Jeffrey Fine - Visual Artist

---- Statement




     The paintings in this exhibit were executed during a fifteen year period, from 1991 through 2006. They are sandwiched by a single painting, The Little House, which was begun in 1991 but not completed until 2006. That painting is intended as a tribute to Virginia Lee Burton, whose classic childrens stories of the 1940s ( The Little House, Mike Mulligan and His Steam Shovel, Choo Choo, Maybelle the Cable Car, The Song of Robin Hood), written in the context of World War II, are still in print today, and capture the hopeful vision of a world that regenerates life even when life seems used up and about to be discarded.   

 

     I see her drawings and stories as “mythic landscapes”, and mythic landscape is a theme that  I often visit as a painter - whether external landscape involving sky, trees, rocks, and water; or internal landscape involving the interplay of tectonic, “under the surface” forces.
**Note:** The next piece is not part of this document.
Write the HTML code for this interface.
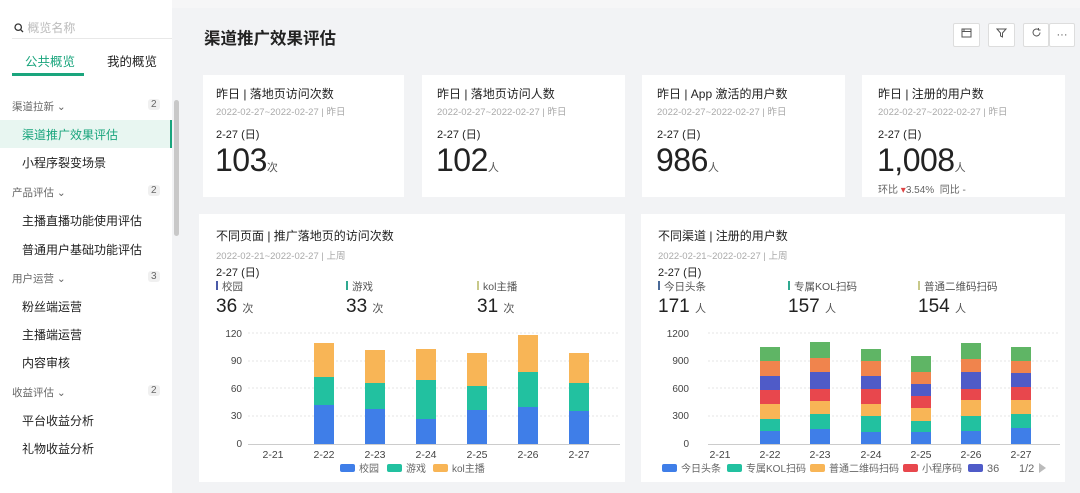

For me, landscapes are both literal and imaginary vistas, and involve the interplay of  physical forces ( light, weather, geologic events), images from both the natural and the man-made world, concepts, and symbols. There is never just the landscape itself, but always the complex inter-weaving of external images with images from the inner world of dreams and fantasy. Some landscapes are more nearly literal, some more conceptual or symbolic. Mythic landscapes  somehow capture and epitomize frozen moments of a  multi-layered and ever-changing inner scenery.

 

     Sometimes, events in the world create mythic landscapes that go beyond even the worst of dreams. Since September 11th, I have found that cities in varying states of fragmentation or collapse, but also of regeneration and rejoicing, keep appearing in my art, often merged with dream images of  human and animal souls. Since March of 2003, I have often found myself besieged by images of war, and with the enormous, and perhaps hopeless challenge of finding some sense of being “at peace” with a war that strikes me as morally wrong, and instigated by members of my own generation.  Several of the paintings in this exhibit are part of a series of paintings about the war in Iraq, and Moment of Impact is a tryptich painted on and immediately after September 11th.